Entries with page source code
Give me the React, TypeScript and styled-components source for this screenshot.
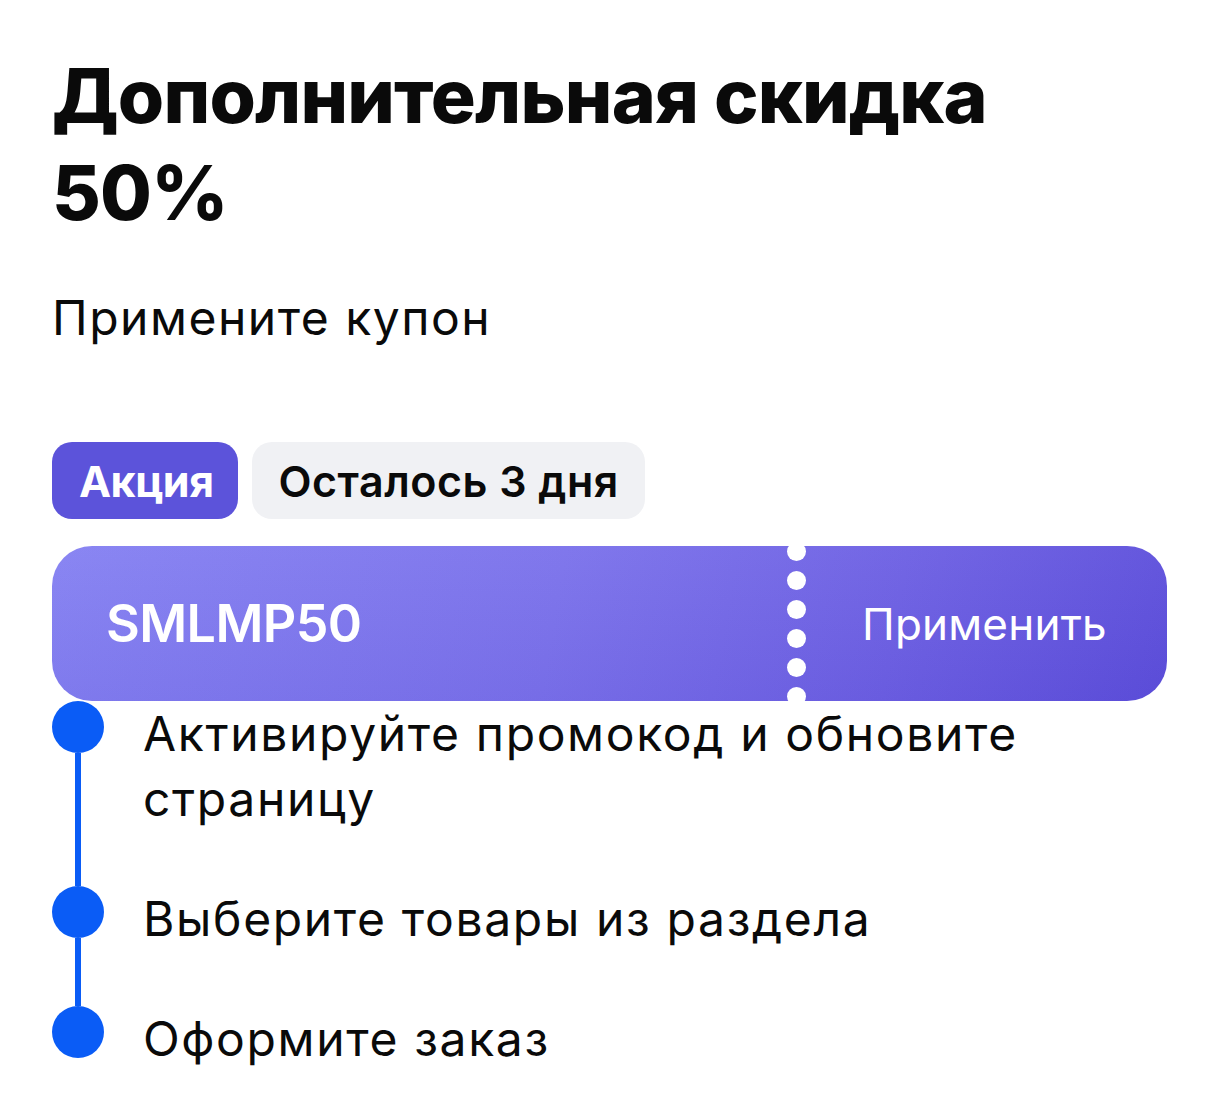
import React from "react";
import styled, { createGlobalStyle } from "styled-components";

const GlobalStyle = createGlobalStyle`
  html, body { margin: 0; padding: 0; background: #ffffff; }
  body { font-family: "Inter", "Liberation Sans", sans-serif; color: #0b0b0b; }
  * { box-sizing: border-box; }
`;

const Page = styled.main`
  width: 1219px;
  padding: 47px 52px 0 52px;
  display: flex;
  flex-direction: column;
`;

const Title = styled.h1`
  margin: 0;
  font-family: "Inter", "Liberation Sans", sans-serif;
  font-weight: 800;
  font-size: 75px;
  line-height: 97px;
  letter-spacing: -0.8px;
  color: #0a0a0a;
  max-width: 980px;
`;

const Subtitle = styled.p`
  margin: 48px 0 0 0;
  font-family: "Inter", "Liberation Sans", sans-serif;
  font-weight: 400;
  font-size: 48px;
  line-height: 58px;
  letter-spacing: 1.5px;
  color: #0a0a0a;
`;

const Tags = styled.div`
  display: flex;
  gap: 14px;
  margin-top: 95px;
`;

const Tag = styled.span<{ $variant: "accent" | "muted" }>`
  display: inline-flex;
  align-items: center;
  height: 77px;
  padding: ${(p) => (p.$variant === "accent" ? "0 25px 0 27px" : "0 26px 0 26px")};
  border-radius: 20px;
  font-family: "Inter", "Liberation Sans", sans-serif;
  font-weight: ${(p) => (p.$variant === "accent" ? 700 : 600)};
  font-size: 43px;
  letter-spacing: ${(p) => (p.$variant === "accent" ? "-0.5px" : "0.5px")};
  background: ${(p) => (p.$variant === "accent" ? "#5c53da" : "#f0f1f4")};
  color: ${(p) => (p.$variant === "accent" ? "#ffffff" : "#0a0a0a")};
`;

const Coupon = styled.div`
  margin-top: 27px;
  height: 155px;
  border-radius: 40px;
  display: flex;
  align-items: center;
  color: #ffffff;
  background:
    linear-gradient(180deg, rgba(255, 255, 255, 0.04) 0%, rgba(40, 20, 160, 0.06) 100%),
    linear-gradient(100deg, #8581f2 0%, #7b72eb 45%, #6d60e3 75%, #5d4fdb 100%);
`;

const Code = styled.div`
  flex: 1;
  padding-left: 54px;
  font-family: "Inter", "Liberation Sans", sans-serif;
  font-weight: 600;
  font-size: 52px;
  letter-spacing: -0.6px;
`;

const Perforation = styled.div`
  display: flex;
  flex-direction: column;
  gap: 10px;
  flex-shrink: 0;
`;

const Hole = styled.span`
  display: block;
  width: 19px;
  height: 19px;
  border-radius: 50%;
  background: #ffffff;
`;

const Apply = styled.button`
  width: 361px;
  flex-shrink: 0;
  padding: 0 0 0 56px;
  border: none;
  background: transparent;
  text-align: left;
  color: #ffffff;
  font-family: "Inter", "Liberation Sans", sans-serif;
  font-weight: 400;
  font-size: 44px;
  letter-spacing: 0.2px;
  cursor: pointer;
`;

const Steps = styled.ol`
  list-style: none;
  margin: 0;
  padding: 0;
  display: flex;
  flex-direction: column;
`;

const Step = styled.li`
  display: grid;
  grid-template-columns: 52px 1fr;
  column-gap: 39px;
`;

const Marker = styled.div`
  display: flex;
  flex-direction: column;
  align-items: center;
`;

const Dot = styled.span`
  width: 52px;
  height: 52px;
  border-radius: 50%;
  background: #0a5cf6;
  flex-shrink: 0;
`;

const Line = styled.span`
  flex: 1;
  width: 6px;
  background: #0a5cf6;
`;

const StepText = styled.p<{ $last?: boolean }>`
  margin: 0;
  padding-bottom: ${(p) => (p.$last ? "0" : "55px")};
  font-family: "Inter", "Liberation Sans", sans-serif;
  font-weight: 400;
  font-size: 48px;
  line-height: 65px;
  letter-spacing: 1.65px;
  color: #0a0a0a;
`;

const steps = [
  "Активируйте промокод и обновите страницу",
  "Выберите товары из раздела",
  "Оформите заказ",
];

export default function App() {
  return (
    <>
      <GlobalStyle />
      <Page>
        <Title>Дополнительная скидка 50%</Title>
        <Subtitle>Примените купон</Subtitle>
        <Tags>
          <Tag $variant="accent">Акция</Tag>
          <Tag $variant="muted">Осталось 3 дня</Tag>
        </Tags>
        <Coupon>
          <Code>SMLMP50</Code>
          <Perforation>
            {Array.from({ length: 6 }).map((_, i) => (
              <Hole key={i} />
            ))}
          </Perforation>
          <Apply type="button">Применить</Apply>
        </Coupon>
        <Steps>
          {steps.map((s, i) => {
            const last = i === steps.length - 1;
            return (
              <Step key={s}>
                <Marker>
                  <Dot />
                  {!last && <Line />}
                </Marker>
                <StepText $last={last}>{s}</StepText>
              </Step>
            );
          })}
        </Steps>
      </Page>
    </>
  );
}
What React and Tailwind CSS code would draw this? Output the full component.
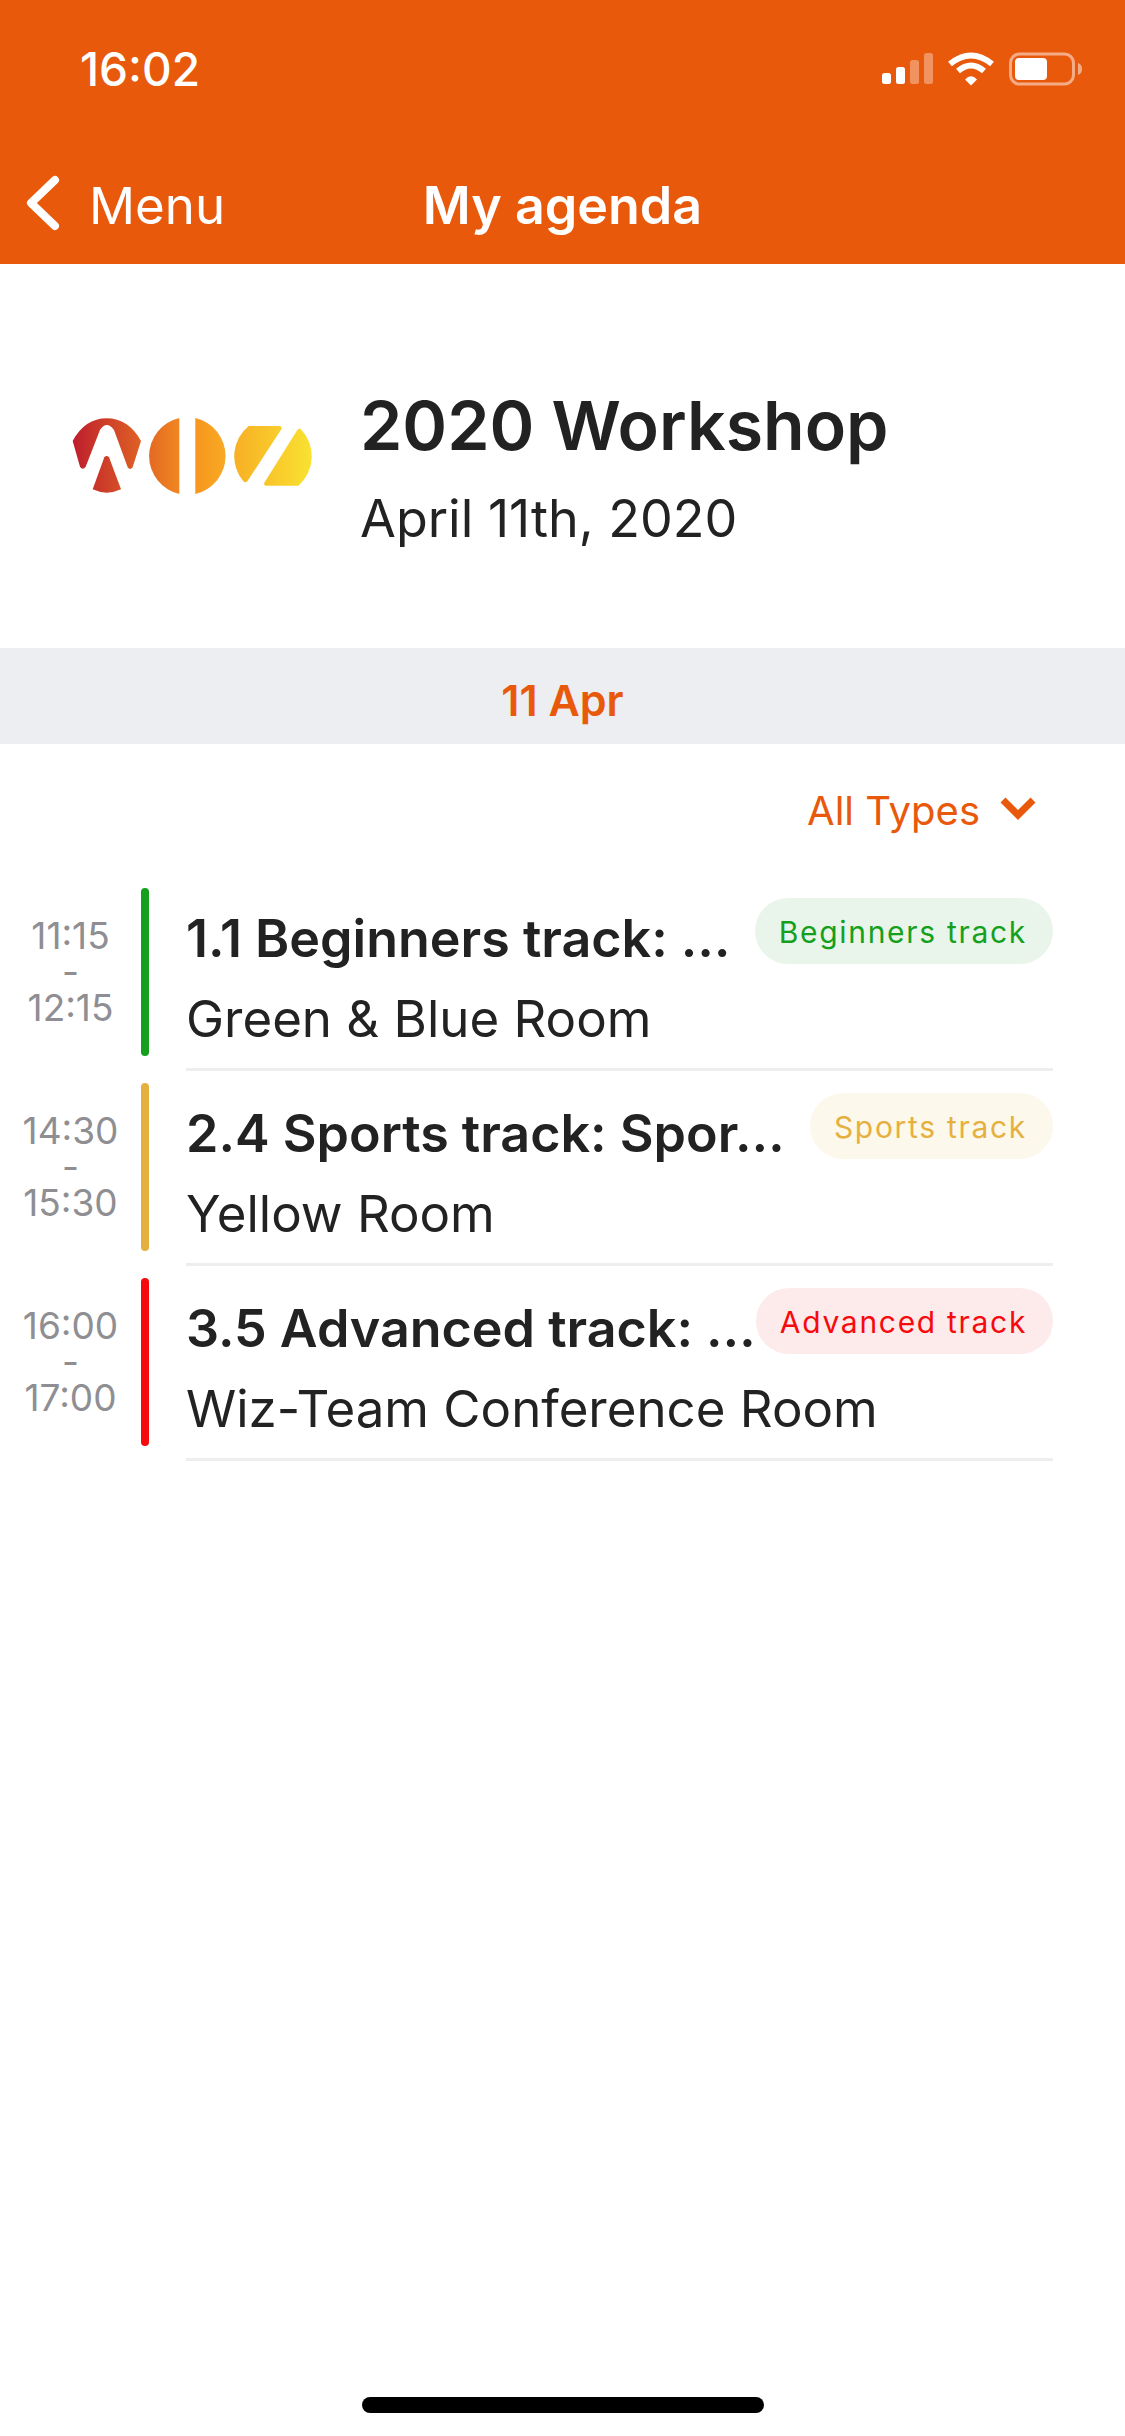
const INTER = "font-['Inter','Noto_Sans',sans-serif]";

const sessions = [
  {
    start: "11:15",
    end: "12:15",
    title: "1.1 Beginners track: …",
    room: "Green & Blue Room",
    tag: "Beginners track",
    bar: "bg-[#14a01c]",
    text: "text-[#14a01c]",
    pill: "bg-[#e9f5eb]",
  },
  {
    start: "14:30",
    end: "15:30",
    title: "2.4 Sports track: Spor…",
    room: "Yellow Room",
    tag: "Sports track",
    bar: "bg-[#e6b040]",
    text: "text-[#e6b040]",
    pill: "bg-[#fdf8ec]",
  },
  {
    start: "16:00",
    end: "17:00",
    title: "3.5 Advanced track: …",
    room: "Wiz-Team Conference Room",
    tag: "Advanced track",
    bar: "bg-[#f60a0d]",
    text: "text-[#f60a0d]",
    pill: "bg-[#fdeaea]",
  },
];

function StatusIcons() {
  return (
    <svg width="200" height="34" viewBox="0 0 200 34" fill="none">
      <rect x="0" y="21" width="9" height="11" rx="2.5" fill="#fff" />
      <rect x="14" y="15" width="9" height="17" rx="2.5" fill="#fff" />
      <rect x="28" y="8" width="9" height="24" rx="2.5" fill="#fff" fillOpacity="0.35" />
      <rect x="42" y="1" width="9" height="31" rx="2.5" fill="#fff" fillOpacity="0.35" />
      <path d="M68 12 Q89 -5 110 12" stroke="#fff" strokeWidth="6" />
      <path d="M76 19 Q89 8 102 19" stroke="#fff" strokeWidth="6" />
      <path d="M83 27.5 Q89 21 95 27.5 L89 33.5 Z" fill="#fff" />
      <rect x="128.5" y="2" width="63" height="30" rx="9" stroke="#fff" strokeOpacity="0.5" strokeWidth="3" />
      <rect x="133" y="6" width="32" height="22" rx="4" fill="#fff" />
      <path d="M196 11 C199 12 200 14 200 17 C200 20 199 22 196 23 Z" fill="#fff" fillOpacity="0.5" />
    </svg>
  );
}

function Logo() {
  return (
    <svg width="290" height="130" viewBox="0 0 870 390">
      <defs>
        <linearGradient id="logoFill" gradientUnits="userSpaceOnUse" x1="68" y1="0" x2="786" y2="0">
          <stop offset="0" stopColor="#be1e2d" />
          <stop offset="0.5" stopColor="#f7941e" />
          <stop offset="1" stopColor="#f9e231" />
        </linearGradient>
      </defs>
      <g fill="url(#logoFill)">
        <path d="M68 183 Q105 115 170 115 Q235 115 273 183 L248 262 Q240 272 233 262 L192 150 Q170 120 150 150 L107 260 Q98 272 90 260 Z" />
        <path d="M163 232 Q170 224 177 232 L213 328 Q170 348 128 328 Z" />
        <path d="M388 114 A117 117 0 0 0 388 342 Z" />
        <path d="M436 114 A117 117 0 0 1 436 342 Z" />
        <path d="M596 138 L690 138 Q697 140 694 148 L592 304 Q586 310 580 304 A117 117 0 0 1 596 138 Z" />
        <path d="M752 147 A117 117 0 0 1 745 317 L648 317 Q640 315 643 308 L742 150 Q747 144 752 147 Z" />
      </g>
    </svg>
  );
}

function SessionRow({ session }) {
  return (
    <div className="flex pt-[12px]">
      <div className="w-[141px] h-[168px] flex flex-col items-center justify-center text-[37px] leading-[36px] text-[#8e8e93]">
        <span>{session.start}</span>
        <span>-</span>
        <span>{session.end}</span>
      </div>
      <div className={`w-[8px] h-[168px] rounded-full ${session.bar}`} />
      <div className="ml-[37px] w-[867px]">
        <div className="h-[183px] border-b-[3px] border-[#eeeeee] box-border">
          <div className="flex items-start justify-between">
            <div className="pt-[20px] text-[52px] leading-[62px] font-semibold text-[#222222] whitespace-nowrap">
              {session.title}
            </div>
            <div className={`mt-[10px] h-[66px] pl-[24px] pr-[26px] pt-[2px] rounded-full flex items-center text-[30px] tracking-[1.7px] shrink-0 ${session.pill} ${session.text}`}>
              {session.tag}
            </div>
          </div>
          <div className="mt-[18px] text-[51px] leading-[62px] text-[#222222]">{session.room}</div>
        </div>
      </div>
    </div>
  );
}

export default function App() {
  return (
    <div className={`w-[1125px] h-[2436px] bg-white flex flex-col relative ${INTER}`}>
      <header className="h-[264px] bg-[#e8590c] text-white shrink-0">
        <div className="h-[132px] flex items-center justify-between pl-[80px] pr-[43px] pt-[6px]">
          <span className="text-[46px] font-medium">16:02</span>
          <StatusIcons />
        </div>
        <div className="h-[132px] relative flex items-center justify-center pt-[16px]">
          <svg className="absolute left-[24px] top-[40px]" width="40" height="62" viewBox="0 0 40 62" fill="none">
            <path d="M31 8 L7 31 L31 54" stroke="#fff" strokeWidth="8" strokeLinecap="round" strokeLinejoin="round" />
          </svg>
          <span className="absolute left-[89px] top-[44px] text-[51px] leading-[60px]">Menu</span>
          <span className="text-[52px] font-semibold">My agenda</span>
        </div>
      </header>

      <section className="h-[384px] flex items-center shrink-0">
        <div className="ml-[50px] mb-[22px]">
          <Logo />
        </div>
        <div className="ml-[20px] mt-[20px] text-[#222222]">
          <div className="text-[68px] leading-[86px] font-semibold">2020 Workshop</div>
          <div className="text-[52px] leading-[62px] mt-[20px]">April 11th, 2020</div>
        </div>
      </section>

      <div className="h-[96px] pt-[8px] bg-[#eceef1] flex items-center justify-center text-[43px] font-semibold text-[#e8590c] shrink-0">
        11 Apr
      </div>

      <div className="h-[132px] pt-[2px] flex items-center justify-end pr-[89px] text-[40px] text-[#e8590c] shrink-0">
        <span>All Types</span>
        <svg className="ml-[20px] mb-[7px]" width="36" height="24" viewBox="0 0 36 24" fill="none">
          <path d="M3 4 L18 19 L33 4" stroke="#e8590c" strokeWidth="7" />
        </svg>
      </div>

      <div>
        {sessions.map((session) => (
          <SessionRow key={session.start} session={session} />
        ))}
      </div>

      <div className="absolute left-[362px] top-[2397px] w-[402px] h-[16px] rounded-full bg-black" />
    </div>
  );
}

Exercise aim
State how many lines include the string "full". Give no other information.

Response for this exercise
4